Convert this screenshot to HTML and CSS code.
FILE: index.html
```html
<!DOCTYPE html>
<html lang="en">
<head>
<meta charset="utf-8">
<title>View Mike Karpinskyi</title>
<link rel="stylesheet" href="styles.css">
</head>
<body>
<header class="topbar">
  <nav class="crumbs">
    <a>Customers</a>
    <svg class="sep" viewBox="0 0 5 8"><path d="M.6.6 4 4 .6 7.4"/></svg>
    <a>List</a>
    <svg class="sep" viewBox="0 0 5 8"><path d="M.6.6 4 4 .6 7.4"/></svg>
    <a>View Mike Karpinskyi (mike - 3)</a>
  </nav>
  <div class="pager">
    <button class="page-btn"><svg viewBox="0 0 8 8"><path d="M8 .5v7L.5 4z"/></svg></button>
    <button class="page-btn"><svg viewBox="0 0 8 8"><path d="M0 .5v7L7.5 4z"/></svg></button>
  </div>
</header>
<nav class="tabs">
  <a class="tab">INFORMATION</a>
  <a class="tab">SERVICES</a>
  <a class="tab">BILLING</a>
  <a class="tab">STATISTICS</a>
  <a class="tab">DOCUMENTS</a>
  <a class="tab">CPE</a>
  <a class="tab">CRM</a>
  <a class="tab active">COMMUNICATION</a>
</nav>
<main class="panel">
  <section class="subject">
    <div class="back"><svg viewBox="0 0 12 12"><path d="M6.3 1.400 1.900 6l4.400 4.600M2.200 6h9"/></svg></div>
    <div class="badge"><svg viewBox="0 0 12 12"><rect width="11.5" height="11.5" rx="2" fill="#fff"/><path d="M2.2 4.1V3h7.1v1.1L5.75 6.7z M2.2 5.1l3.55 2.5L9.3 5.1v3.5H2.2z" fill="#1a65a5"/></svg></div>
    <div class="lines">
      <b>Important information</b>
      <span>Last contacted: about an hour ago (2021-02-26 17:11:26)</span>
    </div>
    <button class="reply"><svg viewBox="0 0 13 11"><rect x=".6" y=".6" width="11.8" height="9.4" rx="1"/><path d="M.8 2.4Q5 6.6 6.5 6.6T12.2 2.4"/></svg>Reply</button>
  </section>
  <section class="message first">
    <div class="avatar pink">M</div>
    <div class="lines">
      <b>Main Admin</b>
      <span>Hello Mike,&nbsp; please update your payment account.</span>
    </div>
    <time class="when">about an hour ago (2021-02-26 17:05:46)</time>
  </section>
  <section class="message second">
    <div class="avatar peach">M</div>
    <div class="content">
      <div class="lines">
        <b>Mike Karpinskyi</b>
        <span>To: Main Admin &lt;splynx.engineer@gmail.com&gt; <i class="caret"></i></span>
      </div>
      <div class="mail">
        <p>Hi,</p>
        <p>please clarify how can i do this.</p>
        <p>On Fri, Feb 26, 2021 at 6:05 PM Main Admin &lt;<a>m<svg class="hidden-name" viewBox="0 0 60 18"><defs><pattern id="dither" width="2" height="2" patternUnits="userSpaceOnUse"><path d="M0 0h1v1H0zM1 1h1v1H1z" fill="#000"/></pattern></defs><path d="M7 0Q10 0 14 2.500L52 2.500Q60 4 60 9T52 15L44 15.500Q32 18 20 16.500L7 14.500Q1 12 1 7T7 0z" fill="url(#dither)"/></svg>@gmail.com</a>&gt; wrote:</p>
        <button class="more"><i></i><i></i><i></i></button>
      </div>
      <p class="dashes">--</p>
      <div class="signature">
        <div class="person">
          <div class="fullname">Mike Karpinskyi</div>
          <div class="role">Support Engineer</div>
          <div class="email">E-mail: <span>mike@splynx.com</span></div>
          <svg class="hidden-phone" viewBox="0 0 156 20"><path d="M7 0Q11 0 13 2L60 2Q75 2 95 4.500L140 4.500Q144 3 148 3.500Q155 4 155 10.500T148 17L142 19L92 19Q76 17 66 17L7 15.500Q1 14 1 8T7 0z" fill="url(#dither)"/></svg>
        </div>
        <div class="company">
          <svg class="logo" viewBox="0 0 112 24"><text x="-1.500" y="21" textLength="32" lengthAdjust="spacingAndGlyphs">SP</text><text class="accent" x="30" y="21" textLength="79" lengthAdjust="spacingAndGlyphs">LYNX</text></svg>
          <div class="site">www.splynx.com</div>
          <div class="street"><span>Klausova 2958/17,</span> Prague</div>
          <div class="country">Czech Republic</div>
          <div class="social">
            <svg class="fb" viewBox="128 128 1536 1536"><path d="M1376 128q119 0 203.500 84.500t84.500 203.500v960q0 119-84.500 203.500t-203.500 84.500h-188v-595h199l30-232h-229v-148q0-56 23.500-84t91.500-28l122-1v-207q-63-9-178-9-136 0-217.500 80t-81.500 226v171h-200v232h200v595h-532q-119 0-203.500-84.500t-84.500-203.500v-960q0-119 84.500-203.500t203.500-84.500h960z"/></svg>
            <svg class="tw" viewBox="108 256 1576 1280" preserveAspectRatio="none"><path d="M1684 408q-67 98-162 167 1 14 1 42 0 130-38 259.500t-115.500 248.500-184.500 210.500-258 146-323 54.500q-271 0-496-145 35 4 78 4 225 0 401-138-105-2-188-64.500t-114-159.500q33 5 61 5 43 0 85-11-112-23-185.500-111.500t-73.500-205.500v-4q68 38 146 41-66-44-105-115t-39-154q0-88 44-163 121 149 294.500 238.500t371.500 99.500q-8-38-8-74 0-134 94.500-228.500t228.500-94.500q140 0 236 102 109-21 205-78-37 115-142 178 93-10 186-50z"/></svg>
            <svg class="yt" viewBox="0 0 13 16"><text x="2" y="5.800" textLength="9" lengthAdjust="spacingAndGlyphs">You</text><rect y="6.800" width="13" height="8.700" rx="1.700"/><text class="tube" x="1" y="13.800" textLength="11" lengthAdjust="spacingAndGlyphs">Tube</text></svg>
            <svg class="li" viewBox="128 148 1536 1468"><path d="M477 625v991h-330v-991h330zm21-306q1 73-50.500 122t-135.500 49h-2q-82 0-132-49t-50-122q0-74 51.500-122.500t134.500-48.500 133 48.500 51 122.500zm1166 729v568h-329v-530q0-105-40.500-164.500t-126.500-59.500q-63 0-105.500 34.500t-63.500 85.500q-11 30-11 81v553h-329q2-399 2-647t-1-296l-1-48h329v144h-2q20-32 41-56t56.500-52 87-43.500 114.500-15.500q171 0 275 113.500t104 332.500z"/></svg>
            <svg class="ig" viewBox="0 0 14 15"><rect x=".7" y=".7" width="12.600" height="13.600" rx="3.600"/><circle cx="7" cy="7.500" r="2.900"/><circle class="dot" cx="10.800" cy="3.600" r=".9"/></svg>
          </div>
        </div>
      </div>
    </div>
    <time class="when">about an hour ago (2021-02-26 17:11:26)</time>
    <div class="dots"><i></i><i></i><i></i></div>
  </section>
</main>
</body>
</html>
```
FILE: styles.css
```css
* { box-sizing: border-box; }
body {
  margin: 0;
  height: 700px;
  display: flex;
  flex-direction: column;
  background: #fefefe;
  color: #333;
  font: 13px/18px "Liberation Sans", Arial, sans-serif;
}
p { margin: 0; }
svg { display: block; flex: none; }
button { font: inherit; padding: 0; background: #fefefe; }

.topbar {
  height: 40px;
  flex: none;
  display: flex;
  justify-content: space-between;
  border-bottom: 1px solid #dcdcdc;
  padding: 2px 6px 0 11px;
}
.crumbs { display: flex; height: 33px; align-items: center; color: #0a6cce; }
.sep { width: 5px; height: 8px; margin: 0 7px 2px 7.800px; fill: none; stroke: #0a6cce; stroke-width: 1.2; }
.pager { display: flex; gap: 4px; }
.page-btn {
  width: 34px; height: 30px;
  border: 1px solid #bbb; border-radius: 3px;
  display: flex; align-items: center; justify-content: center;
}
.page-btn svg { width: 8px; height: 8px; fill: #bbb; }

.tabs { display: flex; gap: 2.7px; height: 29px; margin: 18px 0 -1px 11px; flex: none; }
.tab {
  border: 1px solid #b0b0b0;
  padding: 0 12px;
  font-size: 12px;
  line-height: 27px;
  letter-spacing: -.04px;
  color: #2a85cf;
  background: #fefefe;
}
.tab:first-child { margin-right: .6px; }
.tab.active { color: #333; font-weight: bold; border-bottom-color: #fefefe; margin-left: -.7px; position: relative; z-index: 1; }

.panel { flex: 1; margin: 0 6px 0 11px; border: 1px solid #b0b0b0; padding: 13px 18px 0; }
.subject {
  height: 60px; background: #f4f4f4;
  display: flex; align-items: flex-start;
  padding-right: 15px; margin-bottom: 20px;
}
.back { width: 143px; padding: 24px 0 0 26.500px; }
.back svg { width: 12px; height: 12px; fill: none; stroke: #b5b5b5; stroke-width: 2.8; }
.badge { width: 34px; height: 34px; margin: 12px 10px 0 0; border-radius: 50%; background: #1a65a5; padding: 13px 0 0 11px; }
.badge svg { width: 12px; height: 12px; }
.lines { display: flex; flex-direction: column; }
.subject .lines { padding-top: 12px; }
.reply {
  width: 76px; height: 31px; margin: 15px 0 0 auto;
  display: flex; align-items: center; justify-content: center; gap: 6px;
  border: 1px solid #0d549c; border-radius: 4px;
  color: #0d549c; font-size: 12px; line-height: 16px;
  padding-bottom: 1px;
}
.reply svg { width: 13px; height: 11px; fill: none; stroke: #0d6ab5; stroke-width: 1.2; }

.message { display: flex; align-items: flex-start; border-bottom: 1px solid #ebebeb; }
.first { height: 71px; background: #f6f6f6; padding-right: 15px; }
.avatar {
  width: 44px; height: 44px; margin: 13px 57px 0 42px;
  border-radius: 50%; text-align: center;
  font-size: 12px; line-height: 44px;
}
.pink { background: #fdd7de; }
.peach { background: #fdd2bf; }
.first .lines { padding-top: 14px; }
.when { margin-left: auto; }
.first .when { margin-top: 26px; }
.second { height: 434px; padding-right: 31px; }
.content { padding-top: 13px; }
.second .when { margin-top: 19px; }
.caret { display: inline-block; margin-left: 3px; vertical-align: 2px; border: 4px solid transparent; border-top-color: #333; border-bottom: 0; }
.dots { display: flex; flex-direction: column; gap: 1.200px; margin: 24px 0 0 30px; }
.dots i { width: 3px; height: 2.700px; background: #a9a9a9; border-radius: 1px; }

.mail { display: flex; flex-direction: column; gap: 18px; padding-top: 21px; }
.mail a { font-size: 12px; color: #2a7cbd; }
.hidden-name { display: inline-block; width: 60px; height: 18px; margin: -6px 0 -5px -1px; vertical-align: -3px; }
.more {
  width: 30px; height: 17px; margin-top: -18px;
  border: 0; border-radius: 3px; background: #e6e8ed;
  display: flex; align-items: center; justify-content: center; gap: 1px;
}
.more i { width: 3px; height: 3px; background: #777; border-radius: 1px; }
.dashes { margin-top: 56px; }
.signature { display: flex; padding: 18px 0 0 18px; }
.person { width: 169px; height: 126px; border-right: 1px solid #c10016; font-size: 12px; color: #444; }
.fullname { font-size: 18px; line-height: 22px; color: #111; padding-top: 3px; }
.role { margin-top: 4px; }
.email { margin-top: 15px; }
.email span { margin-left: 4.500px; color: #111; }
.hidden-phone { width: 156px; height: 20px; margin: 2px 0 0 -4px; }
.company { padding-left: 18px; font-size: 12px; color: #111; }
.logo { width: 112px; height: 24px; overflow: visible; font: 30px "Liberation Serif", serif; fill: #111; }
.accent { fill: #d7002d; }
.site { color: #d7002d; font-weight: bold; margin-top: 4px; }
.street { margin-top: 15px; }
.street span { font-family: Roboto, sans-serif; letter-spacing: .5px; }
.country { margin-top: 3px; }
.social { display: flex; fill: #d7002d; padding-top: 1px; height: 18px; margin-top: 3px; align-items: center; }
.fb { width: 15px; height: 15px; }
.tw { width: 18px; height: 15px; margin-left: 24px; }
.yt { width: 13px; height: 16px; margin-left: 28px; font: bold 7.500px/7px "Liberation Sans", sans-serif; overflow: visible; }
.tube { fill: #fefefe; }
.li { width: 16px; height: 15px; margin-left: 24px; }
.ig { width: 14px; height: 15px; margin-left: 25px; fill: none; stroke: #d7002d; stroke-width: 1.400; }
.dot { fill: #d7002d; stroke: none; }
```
================
EXERCISE DIRECTIONS: Pull out every line above that holds the word "this".

WRITTEN REPLY:
Convert this screenshot to HTML and CSS code.
        <p>please clarify how can i do this.</p>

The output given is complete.